Announcement

Collapse
No announcement yet.

Suggestions for DIY 18" coil for GP Extreme?

Collapse
X
 
  • Filter
  • Time
  • Show
Clear All
new posts

  • Suggestions for DIY 18" coil for GP Extreme?

    I didn't get the stock 18" DD coil with my GP Extreme so I'm interested in making an 18" coil but not sure what to try first. I'd like your suggestions. I see guys using litz wire, wire from USB cables, varnish-coated bare copper, coax center conductor spiral...
    DD vs Mono?

    I likely will be searching Arizona soils which typically are high iron oxide accompanied by hot rocks and 50 cal. bullet casings...

    What confuses me is that with all the talk about interwinding capacitance and teflon vs air vs kynar vs whatever, stranded wire vs solid, there are several guys that use solid varnish-coated copper and do ok...

    I will have to depend on a Hays housing - so mono/dd/oval?

    Barry

  • #2
    Hi Barry,

    Solid copper will not work ok with a minelab due to the early sampling times. All eddy currents in the wire must be dead before the first sample is taken.

    You have 2 options: tin coated copper wire or litz wire.

    I have some old litz here from an old ML coil. It has 35 strands of 0.21mm or .008" DIAMETER not awg, you will have to convert it, I am a mechanic after all!!
    I am not sure what the length is. I think you will need 17~22 turns roughly.
    You would want about the same specs for the tinned wire. Try a marine supply shop for tinned wire. You should be able to get some teflon coated stuff.

    It is important to keep the capacitance as low as possible other wise the coil may not settle properly before the first sample is ready to be taken, which will have a drastic effect on target response and stability.
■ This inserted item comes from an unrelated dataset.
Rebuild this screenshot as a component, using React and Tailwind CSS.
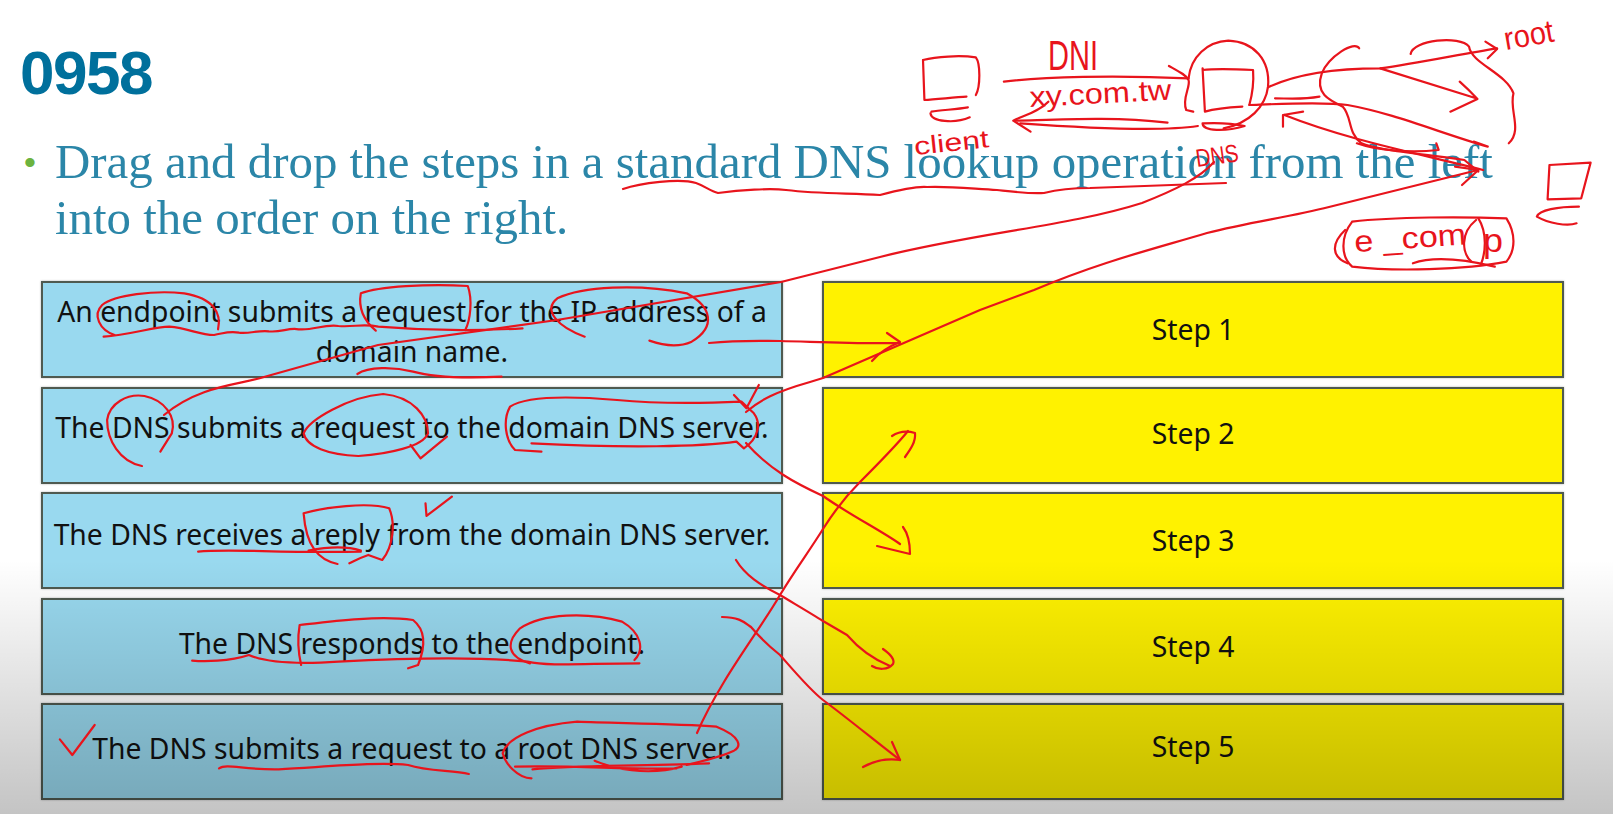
const RED = "#e8141c";

const Z1 = [
  "M92 180 C120 170 170 165 205 172 C215 190 215 260 205 285",
  "M92 180 L95 300 C120 298 160 292 185 290",
  "M110 335 C130 330 165 328 188 322 M108 340 C110 365 160 372 192 352",
  "M265 245 C350 230 500 225 660 235",
  "M618 198 C640 215 655 225 660 240 C665 260 645 295 655 330 L670 335",
  "M615 368 C500 350 400 358 290 362",
  "M680 378 C600 395 450 385 300 370",
  "M360 305 C340 335 310 345 285 362 L322 395",
  "M660 235 C665 170 700 125 745 122 C800 125 835 180 830 260 C825 320 790 370 735 385",
  "M690 205 L695 335 C720 325 750 322 775 320 M690 210 C720 205 770 208 798 210 C800 250 795 290 790 315",
  "M690 370 C690 395 740 395 780 378 C755 370 720 368 690 370",
  "M830 262 C900 215 1000 205 1070 205 C1150 190 1250 160 1320 145",
  "M1295 125 L1320 147 L1300 175",
  "M1070 205 L1275 295 M1240 245 C1260 270 1270 285 1278 297 L1220 335",
  "M790 315 C850 312 950 305 1000 315 C1100 340 1200 400 1300 440 L1270 425",
  "M845 295 C870 295 900 300 940 290",
  "M1290 510 C1150 460 1000 420 865 345",
  "M905 335 L862 345 L862 380",
  "M1025 145 C1015 120 960 170 945 220 C930 280 960 300 990 320 C1010 350 1000 400 1030 430 C1060 450 1150 460 1250 480 L1280 515",
  "M1135 162 C1140 120 1240 105 1260 140 C1265 190 1340 220 1355 280 C1345 330 1375 390 1345 430",
  "M1020 430 C1060 450 1130 460 1195 450 L1190 430",
  "M1230 500 L1280 510 L1245 555",
  "M1010 665 C1100 650 1250 650 1340 655 C1360 700 1360 750 1340 785 C1250 810 1100 815 1010 800 C985 770 985 710 1010 665",
  "M995 690 C965 730 965 770 1000 790",
  "M1275 660 C1240 700 1245 760 1265 785 M1280 655 C1300 700 1295 760 1285 795",
  "M1140 790 C1180 770 1240 775 1315 800",
  "M1432 495 L1520 488 L1500 595 L1428 598 L1432 495",
  "M1495 620 C1450 620 1410 630 1405 650 C1430 670 1470 680 1490 670",
];

const Z3 = [
  "M378 178 C385 130 370 85 310 70 C250 60 170 75 145 105 C125 135 140 180 170 195",
  "M148 200 C200 195 250 170 280 170 C320 175 340 195 370 195 C390 190 400 182 420 188 C440 192 460 180 480 184 C505 188 520 172 540 178 C570 182 590 162 620 168 C650 172 670 160 700 170 C780 180 880 185 990 175",
  "M695 182 C670 150 660 110 665 70 C700 50 800 40 880 48 C890 90 885 150 875 180",
  "M1115 200 C1060 170 1030 120 1060 85 C1110 50 1220 40 1320 70 C1370 110 1380 170 1330 215 C1300 235 1270 225 1245 212",
  "M658 312 C680 290 730 290 770 305 C810 322 880 325 948 320",
  "M225 588 C180 575 155 510 155 450 C160 400 195 370 230 378 C270 390 295 440 285 490 L262 545",
  "M660 558 C600 555 555 530 550 490 C560 450 640 380 710 372 C770 380 800 440 800 490 C790 530 720 552 660 558",
  "M765 525 L785 565 L838 500",
  "M1028 545 L975 540 C955 510 950 450 965 410 C1000 375 1100 380 1180 390 C1250 400 1350 400 1430 395 L1455 430 C1470 460 1465 505 1435 535 L1420 515 C1350 530 1200 535 1008 520",
  "M1415 375 L1440 415 L1465 345",
  "M795 700 L797 738 L848 680",
  "M618 882 C580 870 555 830 550 730 C590 712 680 695 722 715 C735 760 730 830 708 870 L680 855 C660 865 650 875 642 880",
  "M338 845 C400 835 500 850 665 845 M560 842 C600 830 640 830 665 842",
];

const Z4 = [
  "M326 362 C350 365 400 365 440 345 C470 365 520 375 620 365 C750 355 900 350 1000 365 C1040 380 1120 370 1225 370",
  "M545 375 C538 330 538 290 542 255 C600 245 700 225 770 240 C795 270 795 320 780 375 L760 385",
  "M1005 370 C960 350 955 310 985 265 C1030 220 1120 215 1190 245 C1230 280 1235 330 1215 360",
  "M60 598 L85 645 L130 555",
  "M380 685 C395 670 430 690 500 688 C600 680 700 665 760 675 C800 695 850 690 882 702",
  "M1008 715 C980 715 955 670 950 640 C960 590 1020 555 1100 545 C1180 550 1300 550 1380 560 C1430 590 1430 620 1415 632 C1390 650 1360 660 1320 675",
  "M975 680 C1100 675 1200 690 1300 685 M1010 688 C1100 675 1200 680 1365 670 M1135 662 C1170 685 1240 710 1310 680",
];

const PAGE = [
  "M164 415 C200 385 240 385 264 377 L378 345 L557 320 L781 282 L880 257 C975 233 1070 226 1142 203 C1175 190 1200 178 1214 162",
  "M746 412 C760 400 775 392 810 382 L823 378 L980 310 L1034 290 C1100 262 1150 250 1207 233 C1250 222 1290 217 1329 207 L1478 170",
  "M709 343 C740 340 760 341 780 341 C820 342 860 344 900 343",
  "M887 333 L900 342 C885 348 878 354 872 361",
  "M746 443 C770 470 795 483 823 496 C850 515 880 530 900 544",
  "M903 527 C909 535 910 545 910 554 L877 546",
  "M697 733 C720 680 760 630 780 595 C795 570 810 550 823 529 C835 510 850 492 860 482 C880 462 895 447 908 431",
  "M892 436 C898 432 905 430 915 433 C916 442 910 450 905 457",
  "M736 560 C745 575 760 585 780 595 C800 607 812 614 823 621 L847 635 C860 650 875 660 890 666",
  "M883 649 C890 654 895 660 893 664 C888 670 878 670 872 666",
  "M722 617 C740 617 745 623 751 627 C762 640 770 647 780 655 C795 672 810 690 823 700 C850 720 880 745 900 760",
  "M892 742 L900 760 C885 758 872 762 863 767",
  "M623 189 C640 183 680 178 696 183 C705 186 710 191 718 193 C740 190 770 188 786 190 C820 194 850 193 880 195 C895 191 915 186 927 187 C950 186 975 189 997 190 C1015 192 1030 194 1044 193 C1060 189 1075 188 1090 188 L1226 183",
];

const INK = [
  { t: "DNI", x: 1048, y: 70, w: 50, s: 42, a: 0 },
  { t: "xy.com.tw", x: 1030, y: 107, w: 142, s: 29, a: -3 },
  { t: "client", x: 915, y: 155, w: 75, s: 25, a: -6 },
  { t: "DNS", x: 1197, y: 167, w: 43, s: 25, a: -8 },
  { t: "root", x: 1506, y: 50, w: 50, s: 32, a: -10 },
  { t: "e _com", x: 1355, y: 252, w: 112, s: 30, a: -4 },
  { t: "p", x: 1483, y: 252, w: 20, s: 34, a: 0 },
];

function Strokes({ list, transform }) {
  return (
    <g transform={transform}>
      {list.map((d) => (
        <path key={d} d={d} fill="none" stroke={RED} strokeWidth="2.2" strokeLinecap="round" strokeLinejoin="round" vectorEffect="non-scaling-stroke" />
      ))}
    </g>
  );
}

function Annotations() {
  return (
    <svg className="absolute left-0 top-0 w-[1613px] h-[814px] pointer-events-none" viewBox="0 0 1613 814">
      <Strokes list={PAGE} />
      <Strokes list={Z1} transform="translate(880 0) scale(0.4675 0.3333)" />
      <Strokes list={Z3} transform="translate(30 270) scale(0.4975 0.3333)" />
      <Strokes list={Z4} transform="translate(30 540) scale(0.4975 0.3333)" />
      {INK.map(({ t, x, y, w, s, a }) => (
        <text key={t} x={x} y={y} fontSize={s} textLength={w} lengthAdjust="spacingAndGlyphs" transform={`rotate(${a} ${x} ${y})`} fontFamily="'Liberation Sans', sans-serif" fill={RED}>
          {t}
        </text>
      ))}
    </svg>
  );
}

const LEFT = [
  { t: <>An endpoint submits a request for the IP address of a<br />domain name.</>, c: "pt-[2px]" },
  { t: "The DNS submits a request to the domain DNS server.", c: "pb-[17px]" },
  { t: "The DNS receives a reply from the domain DNS server.", c: "pb-[14px]" },
  { t: "The DNS responds to the endpoint.", c: "pb-[6px]" },
  { t: "The DNS submits a request to a root DNS server.", c: "pb-[7px]" },
];
const RIGHT = [
  { t: "Step 1", c: "pb-[2px]" },
  { t: "Step 2", c: "pb-[4px]" },
  { t: "Step 3", c: "pb-[2px]" },
  { t: "Step 4", c: "" },
  { t: "Step 5", c: "pb-[11px]" },
];

function Box({ tone, c, children }) {
  return (
    <div className={`h-[97px] border-2 border-[#4f5a50] flex items-center justify-center text-center text-[#111] font-['Noto_Sans',sans-serif] text-[28.3px] leading-[40px] shadow-[0_0_2px_rgba(0,0,0,0.3)] ${tone} ${c}`}>
      <span>{children}</span>
    </div>
  );
}

export default function App() {
  return (
    <div className="relative w-[1613px] h-[814px] overflow-hidden bg-white">
      <h1 className="pl-[20px] pt-[37px] font-['Liberation_Sans',sans-serif] font-bold text-[62px] leading-[72px] tracking-[-1.5px] text-[#00709c]">0958</h1>
      <div className="mt-[25px] pl-[24px] flex items-start gap-[18px] text-[48.9px] leading-[56px] font-['Liberation_Serif',serif] text-[#2b86a8]">
        <span className="text-[#6cb33f] font-['Liberation_Sans',sans-serif] text-[34px] w-[13px]">•</span>
        <p>Drag and drop the steps in a standard DNS lookup operation from the left<br />into the order on the right.</p>
      </div>
      <div className="mt-[35px] pl-[41px] flex gap-[39px]">
        <div className="w-[742px] flex flex-col gap-[8.5px]">
          {LEFT.map((r, i) => (
            <Box key={i} tone="bg-[#99d9ef]" c={r.c}>{r.t}</Box>
          ))}
        </div>
        <div className="w-[742px] flex flex-col gap-[8.5px]">
          {RIGHT.map((r, i) => (
            <Box key={i} tone="bg-[#fff200]" c={r.c}>{r.t}</Box>
          ))}
        </div>
      </div>
      <div className="absolute inset-x-0 bottom-0 h-[254px] pointer-events-none bg-gradient-to-b from-transparent to-[rgba(0,0,0,0.23)]" />
      <Annotations />
    </div>
  );
}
    The above is for a mono coil. I would try and tackle this before attempting a DD. A mono coil will give better depth and it should not be too noisy as far as the ground goes. Larger coils are not as prone to picking up hotrocks. I only use mono coils unless I need to run it cancel due to bad interference. Run the ground tracking in fixed and ground balance often.

    Cheers Mick

    Comment


    • #3
      Thanks Mick,
      The main source for marine supplies around here is West Marine:
      http://www.westmarine.com/webapp/wcs...classNum=50561
      Do you see the wire you are thinking of listed here? It doesn't list insulation material.

      With Litz wire, I don't see anyone writing about concern for interwinding capacitance as isn't it coated just with cotton or something? Why is that?

      I also have access to a lot of USB2.0/3.0 cables from work. I imagine they have awesome insulation but not sure if the wires are tin or silver coated. I haven't come across wire specs for them yet.

      Comment


      • #4
        Hi Barry,

        Not too sure why it is coated with "cotton" it is most likely a teflon or polypropylene thread or something along those lines. It is used as a spacer to keep each turn apart from the next. The more space the better.

        Not sure on the usb cables. is it in a continuous length? You don't want to be joining it every meter or so.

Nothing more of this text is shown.